The Penguins should not count on seeing Valiquette again when they meet the Rangers tomorrow at 7:08 p.m. at Madison Square Garden, but they can expect to renew acquaintances with the likes of Donald Brashear, Sean Avery and Ryan Callahan.
All were outraged by aMatt Cooke hit on Rangers forward Artem Anisimov in the third period and did nothing to hide their feelings.
Cooke's take on the hit -- "He was coming across the middle, and I'm a guy who finishes his checks" -- was, predictably, quite different from that of the Rangers'.
"He leaves his feet," New York coach John Tortorella said. "It's an absolute head shot."
Brashear tried to exact revenge and got a pairing of roughing minors for his trouble.

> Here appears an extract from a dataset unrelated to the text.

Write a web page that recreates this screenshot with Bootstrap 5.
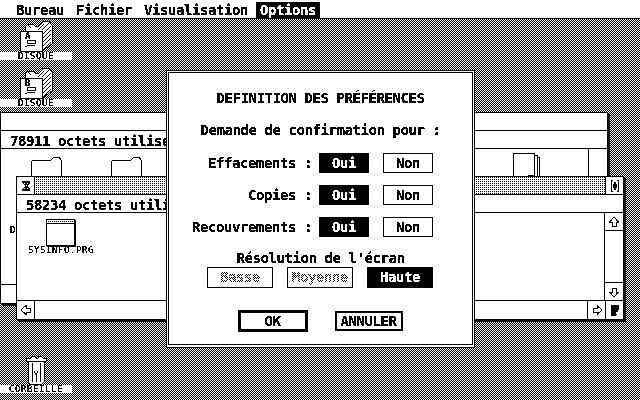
<!DOCTYPE html>
<html lang="fr">

<head>
  <meta charset="UTF-8">
  <meta name="viewport" content="width=device-width, initial-scale=1.0">
  <title>GEM Desktop - Préférences</title>
  <link rel="stylesheet" href="https://cdn.jsdelivr.net/npm/bootstrap@5.3.0/dist/css/bootstrap.min.css">
  <style>
    html, body {
      width: 640px;
      height: 400px;
      margin: 0;
      overflow: hidden;
    }

    .desk {
      width: 640px;
      height: 400px;
      overflow: hidden;
      color: #000;
      background: repeating-conic-gradient(#000 0 25%, #fff 0 50%) 0 0 / 2px 2px;
      font: bold 14px/16px "DejaVu Sans Mono", monospace;
      letter-spacing: -.43px;
      filter: url(#mono);
    }

    svg { display: block; shape-rendering: crispEdges; }

    /* menu bar */
    .menu-bar {
      height: 19px;
      padding-left: 12px;
      background: #fff;
      border-bottom: 1px solid #000;
      gap: 4px;
    }
    .menu-title { padding: 0 4px; height: 16px; margin-top: 2px; white-space: pre; }
    .menu-title.active { background: #000; color: #fff; -webkit-text-stroke: .4px #fff; }

    /* desktop icons */
    .desk-icon { left: 0; width: 72px; }
    .icon-a { top: 20px; }
    .icon-b { top: 67px; }
    .icon-trash { top: 355px; }
    .disk-svg { margin-left: 19px; }
    .trash-svg { margin-left: 25px; }
    .icon-label, .small-txt {
      font: 9px/8px "DejaVu Sans Mono", monospace;
      letter-spacing: .58px;
      white-space: nowrap;
      filter: url(#mono-dark);
    }
    .icon-label {
      height: 8px;
      background: #fff;
      text-align: center;
    }

    /* windows */
    .gem-win {
      background: #fff;
      border: 1px solid #000;
      box-shadow: 2px 2px 0 #000;
    }
    .win-back { left: 0; top: 112px; width: 608px; height: 192px; }
    .win-front { left: 16px; top: 176px; width: 608px; height: 144px; }
    .title-row { height: 18px; border-bottom: 1px solid #000; flex: none; }
    .info-row {
      height: 18px;
      padding-left: 9px;
      border-bottom: 1px solid #000;
      white-space: nowrap;
      flex: none;
      line-height: 20px;
    }
    .ctl-box {
      width: 18px;
      flex: none;
      background: #fff;
    }
    .ctl-v { width: 100%; height: 18px; }
    .dots {
      background: conic-gradient(#000 0 25%, #fff 0) 0 0 / 2px 2px;
    }
    .win-body { flex: 1; min-height: 0; position: relative; }
    .v-bar { width: 19px; flex: none; border-left: 1px solid #000; }
    .h-bar { height: 19px; flex: none; border-top: 1px solid #000; }
    .line-t { border-top: 1px solid #000; }
    .line-b { border-bottom: 1px solid #000; }
    .line-l { border-left: 1px solid #000; }
    .line-r { border-right: 1px solid #000; }

    /* things lying on the window canvas */
    .folder-1 { left: 30px; top: 7px; }
    .folder-2 { left: 110px; top: 7px; }
    .doc-1 { left: 511px; top: 3px; }
    .back-label { left: 9px; top: 77px; }
    .prg-icon { left: 29px; top: 6px; }
    .prg-label { left: 11px; top: 33px; }

    /* dialog */
    .dlg-outer {
      left: 166px;
      top: 70px;
      width: 309px;
      height: 278px;
      padding: 1px 1px 2px;
      background: #fff;
      border: 1px solid #000;
    }
    .dlg-inner {
      height: 100%;
      background: #fff;
      border: 1px solid #000;
      padding-top: 17px;
    }
    .dlg-txt { height: 16px; white-space: pre; }
    .dlg-sub { margin-top: 16px; }
    .dlg-row { height: 20px; white-space: pre; margin-top: 12px; }
    .dlg-row.first { margin-top: 15px; }
    .row-label { width: 143px; text-align: right; line-height: 20px; margin-right: 7px; }
    .st-btn {
      font: inherit;
      letter-spacing: inherit;
      border: 1px solid #000;
      border-radius: 0;
      padding: 0;
      color: #000;
      background: #fff;
      line-height: 18px;
    }
    .st-btn.yes { width: 50px; }
    .st-btn.yes + .st-btn.yes { margin-left: 14px; }
    .st-btn.res { width: 66px; height: 21px; line-height: 19px; }
    .st-btn.on { background: #000; color: #fff; -webkit-text-stroke: .4px #fff; }
    .st-btn.off span {
      color: transparent;
      background: repeating-conic-gradient(#000 0 25%, #fff 0 50%) 0 0 / 2px 2px;
      -webkit-background-clip: text;
      background-clip: text;
    }
    .st-btn.ok { width: 70px; height: 22px; border-width: 3px; line-height: 16px; }
    .st-btn.cancel { width: 68px; height: 20px; border-width: 2px; line-height: 16px; }
    .res-head { margin-top: 13px; }
    .res-row { margin-top: 1px; gap: 14px; padding-right: 1px; }
    .act-row { margin-top: 22px; gap: 27px; height: 22px; padding-right: 1px; }
  </style>
</head>

<body>
  <svg width="0" height="0" class="position-absolute">
    <filter id="mono" color-interpolation-filters="sRGB" x="0" y="0" width="100%" height="100%">
      <feComponentTransfer>
        <feFuncR type="discrete" tableValues="0 0 1"/>
        <feFuncG type="discrete" tableValues="0 0 1"/>
        <feFuncB type="discrete" tableValues="0 0 1"/>
      </feComponentTransfer>
    </filter>
    <filter id="mono-dark" color-interpolation-filters="sRGB" x="0" y="0" width="100%" height="100%">
      <feComponentTransfer>
        <feFuncR type="discrete" tableValues="0 0 0 1"/>
        <feFuncG type="discrete" tableValues="0 0 0 1"/>
        <feFuncB type="discrete" tableValues="0 0 0 1"/>
      </feComponentTransfer>
    </filter>
    <symbol id="disk" viewBox="0 0 34 32">
      <path d="M6 11V7l3-3h5l2 2h4l3-3 1-2h6l2 3 1 1v19L23 31H1V11z" fill="#fff" stroke="#000"/>
      <path d="M9 5l3 3M24 14l8-8M24 18l8-8M24 22l8-8M24 26l8-8M24 30l8-8M19 10l6-6M23 10l7-7" fill="none" stroke="#000"/>
      <rect x="1" y="11" width="22" height="20" fill="#fff" stroke="#000"/>
      <path d="M8 20h8v3H8zM8 25h8M6 26h2" fill="none" stroke="#000"/>
    </symbol>
  </svg>

  <div class="desk position-relative">
    <div class="menu-bar d-flex">
      <span class="menu-title">Bureau</span>
      <span class="menu-title">Fichier</span>
      <span class="menu-title">Visualisation</span>
      <span class="menu-title active">Options</span>
    </div>

    <div class="desk-icon icon-a position-absolute">
      <svg class="disk-svg" width="34" height="32" viewBox="0 0 34 32"><use href="#disk"/><text x="6" y="19" font-family="DejaVu Sans Mono" font-size="9">A</text></svg>
      <div class="icon-label">DISQUE</div>
    </div>
    <div class="desk-icon icon-b position-absolute">
      <svg class="disk-svg" width="34" height="32" viewBox="0 0 34 32"><use href="#disk"/><text x="6" y="19" font-family="DejaVu Sans Mono" font-size="9">B</text></svg>
      <div class="icon-label">DISQUE</div>
    </div>
    <div class="desk-icon icon-trash position-absolute">
      <svg class="trash-svg" width="22" height="30" viewBox="0 0 22 30">
        <path d="M2 3h4l2-2h2l1 2h2l1-2h2l2 2h3v3H1V3z" fill="#fff" stroke="#000"/>
        <path d="M3 6v21l2 2h12l2-2V6z" fill="#fff" stroke="#000"/>
        <path d="M7 8v19M15 8v19M11 20v7M9 16l2 4 2-4" fill="none" stroke="#000"/>
      </svg>
      <div class="icon-label">CORBEILLE</div>
    </div>

    <!-- window behind -->
    <div class="gem-win win-back position-absolute d-flex flex-column">
      <div class="title-row"></div>
      <div class="info-row">78911 octets utilisés</div>
      <div class="win-body d-flex">
        <div class="flex-grow-1 position-relative">
          <svg class="position-absolute folder-1" width="31" height="22" viewBox="0 0 31 22">
            <path d="M0 22V6l2-2h18l3-3h5l2 3v18" fill="#fff" stroke="#000"/>
          </svg>
          <svg class="position-absolute folder-2" width="31" height="22" viewBox="0 0 31 22">
            <path d="M0 22V6l2-2h18l3-3h5l2 3v18" fill="#fff" stroke="#000"/>
          </svg>
          <svg class="position-absolute doc-1" width="28" height="26" viewBox="0 0 28 26">
            <path d="M25 5h2v21M23 3h2v23" fill="#fff" stroke="#000"/>
            <rect x="1" y="1" width="21" height="25" fill="#fff" stroke="#000"/>
            <path d="M16 26v-3h6l-3 3" fill="#fff" stroke="#000"/>
          </svg>
          <span class="small-txt position-absolute back-label">DISQUE</span>
        </div>
        <div class="v-bar"></div>
      </div>
      <div class="h-bar"></div>
    </div>

    <!-- active window -->
    <div class="gem-win win-front position-absolute d-flex flex-column">
      <div class="title-row d-flex">
        <div class="ctl-box line-r d-flex align-items-center justify-content-center">
          <svg width="8" height="10" viewBox="0 0 8 10"><path d="M0 0h8v2L5 5l3 3v2H0V8l3-3L0 2z" fill="#000"/><path d="M2 2h1v1H2zM5 2h1v1H5zM4 4h1v1H4zM2 7h1v1H2zM5 7h1v1H5z" fill="#fff"/></svg>
        </div>
        <div class="flex-grow-1 dots"></div>
        <div class="ctl-box line-l d-flex align-items-center justify-content-center">
          <svg width="8" height="12" viewBox="0 0 8 12"><path d="M0 0h2v1H1v10h1v1H0zM8 0H6v1h1v10H6v1h2z" fill="#000"/><path d="M4 1l2 4v2l-2 4-2-4V5z" fill="#000"/></svg>
        </div>
      </div>
      <div class="info-row">58234 octets utilisés</div>
      <div class="win-body d-flex">
        <div class="flex-grow-1 position-relative">
          <svg class="position-absolute prg-icon" width="30" height="28" viewBox="0 0 30 28">
            <rect x="0.5" y="0.5" width="28" height="26" fill="#fff" stroke="#000"/>
            <path d="M2 2h1v1H2zM4 2h1v1H4zM6 2h1v1H6zM8 2h1v1H8zM10 2h1v1h-1zM12 2h1v1h-1zM14 2h1v1h-1zM16 2h1v1h-1zM18 2h1v1h-1zM20 2h1v1h-1zM22 2h1v1h-1zM24 2h1v1h-1zM26 2h1v1h-1z" fill="#000"/>
            <path d="M1 4h27" stroke="#000"/>
            <path d="M29 1v27H1" fill="none" stroke="#000" stroke-width="2"/>
          </svg>
          <span class="small-txt position-absolute prg-label">SYSINFO.PRG</span>
        </div>
        <div class="v-bar d-flex flex-column">
          <div class="ctl-box ctl-v line-b d-flex align-items-center justify-content-center">
            <svg width="10" height="10" viewBox="0 0 10 10"><path d="M5 0L9.5 5H7v4H3V5H.5z" fill="#fff" stroke="#000"/></svg>
          </div>
          <div class="flex-grow-1"></div>
          <div class="ctl-box ctl-v line-t d-flex align-items-center justify-content-center">
            <svg width="10" height="10" viewBox="0 0 10 10"><path d="M5 10L9.5 5H7V1H3v4H.5z" fill="#fff" stroke="#000"/></svg>
          </div>
        </div>
      </div>
      <div class="h-bar d-flex">
        <div class="ctl-box line-r d-flex align-items-center justify-content-center">
          <svg width="10" height="10" viewBox="0 0 10 10"><path d="M0 5L5 .5V3h4v4H5v2.5z" fill="#fff" stroke="#000"/></svg>
        </div>
        <div class="flex-grow-1"></div>
        <div class="ctl-box line-l d-flex align-items-center justify-content-center">
          <svg width="10" height="10" viewBox="0 0 10 10"><path d="M10 5L5 .5V3H1v4h4v2.5z" fill="#fff" stroke="#000"/></svg>
        </div>
        <div class="ctl-box line-l d-flex align-items-center justify-content-center">
          <svg width="8" height="11" viewBox="0 0 8 11"><path d="M0 0h8v11H0z" fill="#000"/><path d="M8 0v4L5 11h3zM5 9l1-3v3z" fill="#fff"/></svg>
        </div>
      </div>
    </div>

    <!-- preferences dialog -->
    <div class="dlg-outer position-absolute">
      <div class="dlg-inner">
        <div class="dlg-txt text-center">DEFINITION DES PRÉFÉRENCES</div>
        <div class="dlg-txt dlg-sub text-center">Demande de confirmation pour :</div>

        <div class="dlg-row first d-flex">
          <div class="row-label">Effacements :</div>
          <button class="btn st-btn yes on">Oui</button>
          <button class="btn st-btn yes">Non</button>
        </div>
        <div class="dlg-row d-flex">
          <div class="row-label">Copies :</div>
          <button class="btn st-btn yes on">Oui</button>
          <button class="btn st-btn yes">Non</button>
        </div>
        <div class="dlg-row d-flex">
          <div class="row-label">Recouvrements :</div>
          <button class="btn st-btn yes on">Oui</button>
          <button class="btn st-btn yes">Non</button>
        </div>

        <div class="dlg-txt text-center res-head">Résolution de l'écran</div>
        <div class="d-flex justify-content-center res-row">
          <button class="btn st-btn res off"><span>Basse</span></button>
          <button class="btn st-btn res off"><span>Moyenne</span></button>
          <button class="btn st-btn res on">Haute</button>
        </div>
        <div class="d-flex justify-content-center align-items-center act-row">
          <button class="btn st-btn ok">OK</button>
          <button class="btn st-btn cancel">ANNULER</button>
        </div>
      </div>
    </div>
  </div>

  <script src="https://cdn.jsdelivr.net/npm/bootstrap@5.3.0/dist/js/bootstrap.bundle.min.js"></script>
</body>

</html>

The Penguins turned both into power-play goals.
"I don't know what he was trying to do," Cooke said. "I don't think it's my job to fight him, but he took four minutes [of penalties], and we scored on both."
Those goals closed out the scoring in a game in which New York took its only lead, 1-0, on a spectacular effort by defenseman Marc Staal at 9:50 of the opening period.
But the Penguins pulled even when Malkin converted a Crosby feed at 14:37, and Crosby (17:43) and Max Talbot (18:29) put them up by two at the intermission.
Matt Gilroy got New York back into the game when he scored on a wrist shot through heavy traffic at 14:33 of the second, but Mark Eaton restored the Penguins' two-goal lead before intermission.
Just before the intermission.
As in, three-tenths of a second before.
Eaton's wrist shot from the left point was the latest goal the Penguins have scored in a period this season. That distinction previously belonged to Bill Guerin, who tied a game against Boston two weeks earlier by scoring with four-tenths left in regulation.
Ex-Penguin Michal Rozsival made it 4-3 33 seconds into the third, but Crosby (3:14), Pascal Dupuis (7:20), Crosby (11:29) and Kennedy (11:54) put pucks past Valiquette to close out the scoring.
"Any time you put that many goals up, it's a fun game," Crosby said.
Particularly when it coincides with a cap giveaway, which likely explains why the ice was covered with them after Crosby scored his third.
"It was pretty weird, the way it worked out," he said. "But what better time to do it?"